Tuesday, 23 August 2011

Looking Cool

In a previous article dated from the 18th of May 2011 I was raising the question of people identifying with brands and bands. It reminded me of a t-shirt I bought last summer: a black t-shirt with the logo of the Rolling Stones (you know, the mouth with the tongue sticking out!), and I started to wonder why I had bought that t-shirt. I mean: I love it, this is not the question; but I don’t even listen to the Rolling Stones’ music!

That’s when a thought – that I found very disturbing at the time – struck me: you can end up wearing a Rolling Stones t-shirt knowing nothing or (very) little about them and their music just because you think that many people think they are a “cool band”, and that therefore, wearing this t-shirt makes you “look cool”.

‘Impossible,’ I thought. ‘Not me!’

Horrified at the idea that it could be the case, I tried to remember what had led me to buy that t-shirt. My first reason for buying it was that I didn’t have a t-shirt with this type of cut and wanted one. Okay, that’s a good reason so far. My second reason was because I truly like the Rolling Stones’ logo. I think it is really cool (regardless of what it could make me look like); so my choice naturally went for that t-shirt rather than for the other one next to it, with the same cut but with a different drawing on it. Alright. But then I remembered that (terrible) thought I had, my third reason for buying that t-shirt: ‘and I will look cool in that t-shirt.’ “Look cool”? Ouch. Those two words showed me that my worries were confirmed and that every time I say I don’t care about what people think of what I am wearing it is not 100% true.

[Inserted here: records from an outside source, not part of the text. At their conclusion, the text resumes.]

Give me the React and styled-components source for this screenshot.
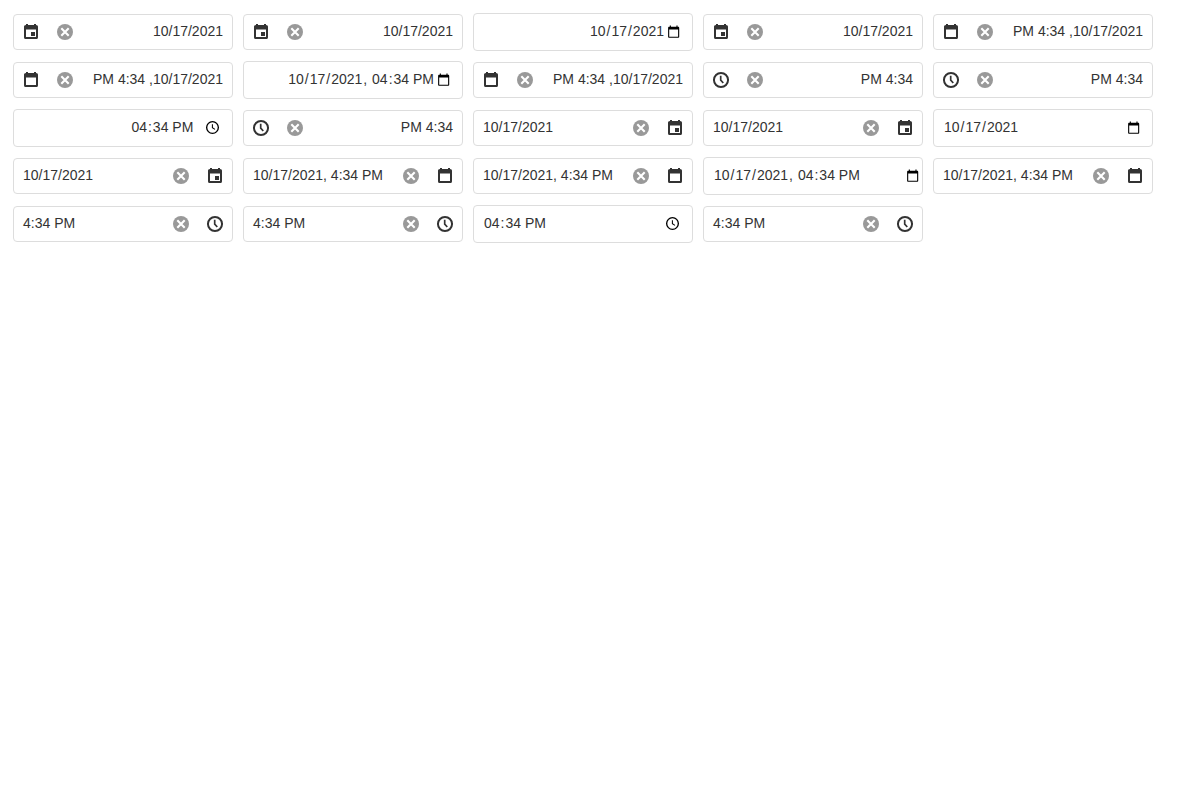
import React from "react";
import styled, { createGlobalStyle } from "styled-components";

const GlobalStyle = createGlobalStyle`
  body {
    margin: 0;
    background: #fff;
    color: #333;
    font: 14px/18px "Liberation Sans", Arial, sans-serif;
  }
`;

const Gallery = styled.main`
  display: grid;
  grid-template-columns: repeat(5, 220px);
  grid-auto-rows: 38px;
  gap: 10px;
  align-items: center;
  padding: 13px;
`;

const Box = styled.div`
  display: flex;
  align-items: center;
  box-sizing: border-box;
  height: 36px;
  border: 1px solid #ddd;
  border-radius: 4px;
  overflow: hidden;
  flex-direction: ${(p) => (p.$rtl ? "row-reverse" : "row")};
`;

const NativeBox = styled(Box)`
  height: 38px;
  padding-left: 9px;
  padding-right: ${(p) => p.$end}px;
  flex-direction: row;
  justify-content: ${(p) => (p.$rtl ? "flex-end" : "space-between")};
`;

const Value = styled.span`
  flex: 1;
  padding: 0 9px 2px;
  white-space: pre;
  text-align: ${(p) => (p.$rtl ? "right" : "left")};
`;

const Button = styled.span`
  display: flex;
  align-items: center;
  justify-content: center;
  width: 34px;
  height: 34px;
`;

const Fields = styled.span`
  display: flex;
  flex: none;
  padding-bottom: 2px;
  margin-right: ${(p) => p.$gap}px;
  white-space: pre;
`;

const Field = styled.span`
  padding: 0 1px;
`;

const Icon = styled.svg`
  display: block;
  flex: none;
  fill: ${(p) => p.$color || "#333"};
`;

const PickerIcon = styled(Icon)`
  margin-bottom: 1px;
`;

const EventIcon = () => (
  <Icon width="18" height="18" viewBox="0 0 18 18">
    <path
      fillRule="evenodd"
      d="M4 1h2v1h6V1h2v1c1.300 0 2 .7 2 1.900v10.300c0 1.200-.7 1.900-1.900 1.900H3.900C2.700 16.100 2 15.400 2 14.200V3.900C2 2.700 2.700 2 4 2zM4 6.600v7.500h10V6.600zM9 9h4v4H9z"
    />
  </Icon>
);

const CalendarIcon = () => (
  <Icon width="18" height="18" viewBox="0 0 18 18">
    <path
      fillRule="evenodd"
      d="M4 1h2v1h6V1h2v1c1.300 0 2 .7 2 1.900v10.300c0 1.200-.7 1.900-1.900 1.900H3.900C2.700 16.100 2 15.400 2 14.200V3.900C2 2.700 2.700 2 4 2zM4 6.600v7.500h10V6.600z"
    />
  </Icon>
);

const ClockIcon = () => (
  <Icon width="18" height="18" viewBox="0 0 18 18">
    <circle cx="9" cy="9" r="7.050" fill="none" stroke="#333" strokeWidth="2" />
    <path d="M8.700 4.800V9.200L11.300 12" fill="none" stroke="#333" strokeWidth="1.700" />
  </Icon>
);

const ClearIcon = () => (
  <Icon width="18" height="18" viewBox="0 0 18 18" $color="#999">
    <circle cx="9" cy="9" r="8" />
    <path d="M5.300 5.300l7.400 7.400M12.700 5.300l-7.400 7.400" stroke="#fff" strokeWidth="2.100" />
  </Icon>
);

const NativeCalendarIcon = () => (
  <PickerIcon width="13.333" height="13.333" viewBox="0 0 24 24" $color="#000">
    <path d="M20 3h-1V1h-2v2H7V1H5v2H4c-1.100 0-2 .9-2 2v16c0 1.100.9 2 2 2h16c1.100 0 2-.9 2-2V5c0-1.100-.9-2-2-2zm0 18H4V8h16v13z" />
  </PickerIcon>
);

const NativeClockIcon = () => (
  <PickerIcon width="15" height="15" viewBox="0 0 15 15" $color="#000">
    <circle cx="7.500" cy="7.500" r="5.850" fill="none" stroke="#000" strokeWidth="1.350" />
    <path d="M7.400 4.200V7.700L10 9.400" fill="none" stroke="#000" strokeWidth="1.050" />
  </PickerIcon>
);

const icons = { event: EventIcon, calendar: CalendarIcon, clock: ClockIcon };

function DateBox({ text, icon, rtl }) {
  const Glyph = icons[icon];
  return (
    <Box $rtl={rtl}>
      <Value $rtl={rtl}>{text}</Value>
      <Button><ClearIcon /></Button>
      <Button><Glyph /></Button>
    </Box>
  );
}

const DATE = ["10", "/", "17", "/", "2021"];
const TIME = ["04", ":", "34 PM"];
const nativeParts = { date: DATE, time: TIME, datetime: [...DATE, ", ", ...TIME] };

function NativeDateBox({ type, rtl, end, gap = 0 }) {
  return (
    <NativeBox $rtl={rtl} $end={end}>
      <Fields $gap={gap}>
        {nativeParts[type].map((part, i) =>
          /\w/.test(part) ? <Field key={i}>{part}</Field> : <span key={i}>{part}</span>
        )}
      </Fields>
      {type === "time" ? <NativeClockIcon /> : <NativeCalendarIcon />}
    </NativeBox>
  );
}

export default function App() {
  return (
    <>
      <GlobalStyle />
      <Gallery>
        <DateBox rtl text="10/17/2021" icon="event" />
        <DateBox rtl text="10/17/2021" icon="event" />
        <NativeDateBox rtl type="date" end={11.667} gap={2} />
        <DateBox rtl text="10/17/2021" icon="event" />
        <DateBox rtl text="PM 4:34 ,10/17/2021" icon="calendar" />

        <DateBox rtl text="PM 4:34 ,10/17/2021" icon="calendar" />
        <NativeDateBox rtl type="datetime" end={11.667} gap={2} />
        <DateBox rtl text="PM 4:34 ,10/17/2021" icon="calendar" />
        <DateBox rtl text="PM 4:34" icon="clock" />
        <DateBox rtl text="PM 4:34" icon="clock" />

        <NativeDateBox rtl type="time" end={12} gap={10.7} />
        <DateBox rtl text="PM 4:34" icon="clock" />
        <DateBox text="10/17/2021" icon="event" />
        <DateBox text="10/17/2021" icon="event" />
        <NativeDateBox type="date" end={11.667} />

        <DateBox text="10/17/2021" icon="event" />
        <DateBox text="10/17/2021, 4:34 PM" icon="calendar" />
        <DateBox text="10/17/2021, 4:34 PM" icon="calendar" />
        <NativeDateBox type="datetime" end={2.667} />
        <DateBox text="10/17/2021, 4:34 PM" icon="calendar" />

        <DateBox text="4:34 PM" icon="clock" />
        <DateBox text="4:34 PM" icon="clock" />
        <NativeDateBox type="time" end={12} />
        <DateBox text="4:34 PM" icon="clock" />
      </Gallery>
    </>
  );
}
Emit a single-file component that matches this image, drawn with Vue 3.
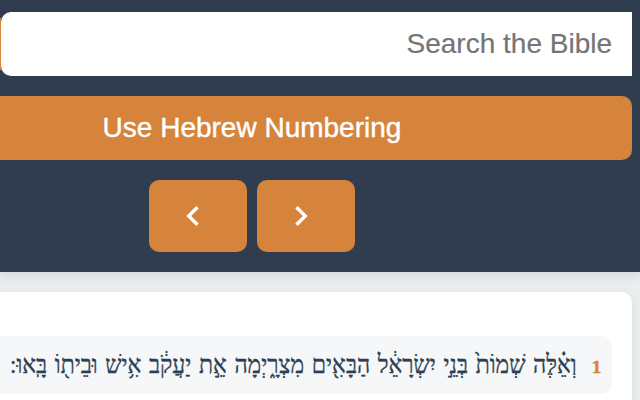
<script setup>
const verses = [
  { number: 1, text: 'וְאֵ֗לֶּה שְׁמוֹת֙ בְּנֵ֣י יִשְׂרָאֵ֔ל הַבָּאִ֖ים מִצְרָ֑יְמָה אֵ֣ת יַעֲקֹ֔ב אִ֥ישׁ וּבֵית֖וֹ בָּֽאוּ:' }
]
</script>

<template>
  <div class="page">
    <header class="toolbar">
      <div class="search">
        <div class="search-edge"></div>
        <input class="search-input" type="text" placeholder="Search the Bible" />
      </div>
      <button class="numbering"><span>Use Hebrew Numbering</span></button>
      <nav class="pager">
        <button class="step" aria-label="Previous">
          <svg width="14" height="20" viewBox="0 0 14 20"><path d="M11.5 1.2 2.7 10 11.5 18.8" /></svg>
        </button>
        <button class="step" aria-label="Next">
          <svg width="14" height="20" viewBox="0 0 14 20"><path d="M2.5 1.2 11.3 10 2.5 18.8" /></svg>
        </button>
      </nav>
    </header>
    <main class="chapter">
      <p v-for="v in verses" :key="v.number" class="verse" dir="rtl">
        <span class="number">{{ v.number }}</span>
        <span class="text">{{ v.text }}</span>
      </p>
    </main>
  </div>
</template>

<style>
body { background: #eaeeef; }
</style>

<style scoped>
.page {
  height: 400px;
  overflow: hidden;
  background: #eaeeef;
  font-family: "Liberation Sans", Arial, sans-serif;
}
.page * { box-sizing: border-box; }
.toolbar {
  height: 272px;
  padding: 12px 8px 20px 0;
  display: flex;
  flex-direction: column;
  gap: 20px;
  background: #303d4f;
  box-shadow: 0 4px 10px rgba(0, 0, 0, 0.1);
}
.search { display: flex; height: 64px; }
.search-edge {
  width: 12px;
  height: 64px;
  margin-right: -11px;
  background: linear-gradient(90deg, #d6843c 1px, transparent 1px) 0 6px / 100% 52px no-repeat;
}
.search-input {
  flex: 1;
  min-width: 0;
  height: 64px;
  padding: 0 20px;
  border: 0;
  border-radius: 10px 0 0 10px;
  background: #fff;
  font: 28px "Liberation Sans", Arial, sans-serif;
  text-align: right;
  outline: none;
}
.search-input::placeholder { color: #757575; opacity: 1; -webkit-text-stroke: 0.2px #757575; }
button {
  border: 0;
  padding: 0;
  background: #d6843c;
  color: #fff;
}
.numbering {
  height: 64px;
  padding-right: 128px;
  border-radius: 0 10px 10px 0;
  font: 28px "Liberation Sans", Arial, sans-serif;
  -webkit-text-stroke: 0.4px #fff;
}
.pager { display: flex; gap: 10px; padding-left: 149px; }
.step {
  display: flex;
  align-items: center;
  width: 98px;
  height: 72px;
  padding-left: 36.5px;
  border-radius: 10px;
}
.step svg { fill: none; stroke: #fff; stroke-width: 3.4; }
.chapter {
  height: 180px;
  margin: 20px 8px 0 0;
  padding: 44px 20px 0 0;
  background: #fff;
  border-radius: 0 10px 0 0;
  box-shadow: 0 4px 12px rgba(0, 0, 0, 0.08);
}
.verse {
  display: flex;
  align-items: center;
  height: 58px;
  margin: 0;
  padding-right: 10px;
  background: #f5f7f9;
  border-radius: 0 10px 10px 0;
  font-family: "Liberation Serif", serif;
  color: #2c3e50;
  white-space: nowrap;
}
.number {
  flex: none;
  width: 25px;
  padding-top: 3px;
  font: bold 17px "DejaVu Serif Condensed", "DejaVu Serif", serif;
  color: #d6843c;
  -webkit-text-stroke: 0.3px #d6843c;
}
.text {
  flex: none;
  font-size: 26px;
  word-spacing: 2.15px;
  transform: scaleX(0.883);
  transform-origin: right center;
  -webkit-text-stroke: 0.35px #2c3e50;
}
</style>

There is something comforting about all this though: I am not the only one in that case. If you were to ask every person you see with a Che Guevara t-shirt or bag who Che Guevara was you would be amazed at how many people wouldn’t actually know the answer. On the other hand, most of the time you would find out that the reason why those people have that t-shirt/bag is because “it looks cool”. Same: how many people have this famous picture of Albert Einstein sticking his tongue out either as a poster, a t-shirt, etc. just because they think this picture is “cool” and gives a “cool image” of them? And there are plenty of other examples of this.

So do we only buy certain items with certain things on them just because they make us look cool? Is that it?

These “things” are what is called modern “icons”, that is to say a “name, face, picture, edifice or even a person [that can be] recognized as having some well-known significance or embodying certain qualities […] usually associated with religious, cultural, political, or economic standing”.

Some examples of modern icons

It means that indeed, we might buy items with those icons on to look cool; but this is only part of the answer and this might not even be the main reason why we buy those items. Another part of the answer is that those icons come in very handy when it comes to saying something about ourselves – and the great thing is that they allow us to do so without even needing to open our mouths! Just by what we own and what we wear we give people around us multiple clues as for who we are, what we think, what we like, etc. It is amazing how a simple picture can tell so much about us just by all the meaning that is agglomerated in it. So buying such items allows us to express ourselves… in silence. And finally, there is the case where one can like the icon purely as a picture, without regard to the meaning behind it.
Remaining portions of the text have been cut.